Patent medicines and other forms of quackery could not pay such enormous dividends unless there was some truth in their claims; unless their victim found some beneficial return for his money. They win confidence because they raise hopes and combat fear. They do cure thousands of people of fear and of "ingrowing thoughts." In so doing they remove the sole cause of much disability.[17] In so doing they are merely applying by wholesale principles of mental hygiene that are legitimately used by physicians, tradesmen, teachers, and parents who deal successfully with nervousness.

[17] The alliance of mental hygiene, medicine, and religion is discussed in the Emmanuel Church book, Religion and Medicine; the Moral Control of Nervous Disorders; also in its bulletins, Religion and Medicine.

Quackery makes cures and makes money because of the undoubted influence of mind in causing and in removing those ailments that originate in fear, imagination, or morbid introspection. A few years ago a little out-of-the-way town in southern Minnesota was visited by train loads of the sick and crippled from miles around. Miraculous cures were heralded broadcast. Life-long cripples left wagon loads of crutches and braces to decorate the little church with the enchanted transom. People who had not walked for years returned to their homes cured. The marvels of famous shrines were fast being duplicated when the church authorities at St. Paul issued an explanation of the alleged miraculous appearance of biblical figures in the transom of the new church. The outlines of a mother carrying a baby had been vaguely impressed in the transom glass when molten. When the mystery was explained the excursions and the cures stopped.

Nearly every physician and practically every medical charlatan can count scores of cures of ailments that had previously defied the skill of eminent physicians. A child's bumps actually stop aching after the mother or nurse kisses the abused spot. Invalids forget their limitations under stress of some great excitement or some intense desire for pleasures incompatible with invalidism. Many a physician of reputation owes his success in great part to the discriminating use of the placebo,—a bread pill designed to supplant the patient's fear with confidence. Hypnotism and "suggestion" have been successfully used to cure alcoholism and to fill patients' minds with conviction stronger than the fear that produced the sickness. A well-known writer and preacher cures insomnia by auto-suggestion, telling himself he is sleepy, is very sleepy, is going to sleep, is almost asleep, is fast asleep. Treatment by osteopathy has been followed by disappearance of diseases that cannot possibly be cured by osteopathy. Christian Science has restored to health and happy usefulness hundreds of thousands of chronic invalids. Verily is hygiene of the mind an important factor in the civics of health.
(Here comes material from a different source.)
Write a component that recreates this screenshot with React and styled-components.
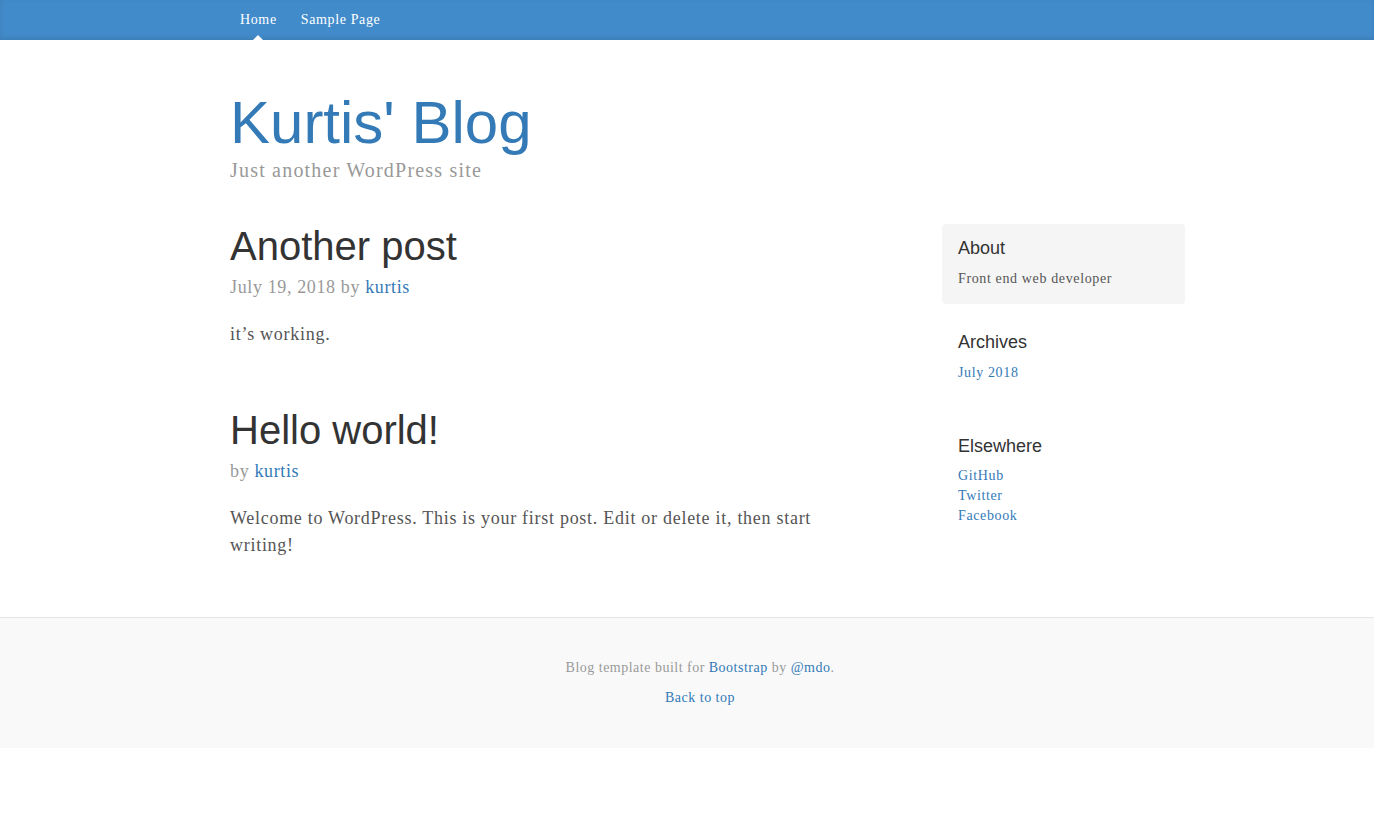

Fear can originate with mind. Fear produces fear. Fear disarranges circulation of the blood and the nourishment of muscle and nerve. Fear can produce many bodily disorders which in turn feed fear. Fear cannot last unless bodily symptoms exist or arise to justify and feed it. Fear can be cured and removed in two ways: (1) by driving away fear and releasing bodily disorders from its thraldom; (2) by removing the disorders and making fear impossible to the logical mind. An enforced sea voyage begins with the disorder; a clever, buoyant physician begins with the fear. Patent-medicine proprietors, quacks, and fakes of every kind begin by displacing the fear with hope or cheer; the physical disorders frequently vanish by the same window as fear. For fear write self-pity, morbid self-consciousness, hypertrophied submission; to hope and cheer add smile, relaxation, and zest; and we have the chief elements of mental hygiene and the reason why intelligent as well as unintelligent men like to be swindled by medical or other quacks.

The social aspects of mental hygiene are particularly important. Once admitting the power of the mind to decrease vitality, we recognize the duty of seeming happy, buoyant, cheerful, vital, at least when with others, for the sake of others' minds and bodies. Secondly, we find the duty to refrain from commenting on others' appearance in a way that will start "ingrowing thoughts." A "grouchy" foreman can give blues and indigestion to a roomful of factory girls. A self-pitying teacher can check the heart beats of her class, cause arteries and lungs to contract, and deprive the brain of fresh blood. An oversympathetic neighbor can put a strong man to bed by discovering signs of nervous disintegration. Shall we gradually work out a code of mental hygiene rights and nuisances that will require compulsory notification of the "blues" and compulsory segregation of every person unable to "smile dull care away"? Is the time coming when boards of health will accompany infection leaflets with messages such as this from James Whitcomb Riley:

Talk health. The dreary, never-changing tale Of mortal maladies is worn and stale. You cannot charm or interest or please By harping on that minor chord, disease.
"Whatever the weather may be," says he, "Whatever the weather may be, It's the songs ye sing, and the smiles ye wear, That's a-making the sun shine everywhere."

Mental hygiene has hitherto enjoyed an evil reputation and has been condemned to generally evil associations, because the rank and file have been ignorant of hygiene of every kind. Medical science has so long enveloped itself in mystery that it is in danger now of becoming discredited and of falling heir to the mantle of quackery.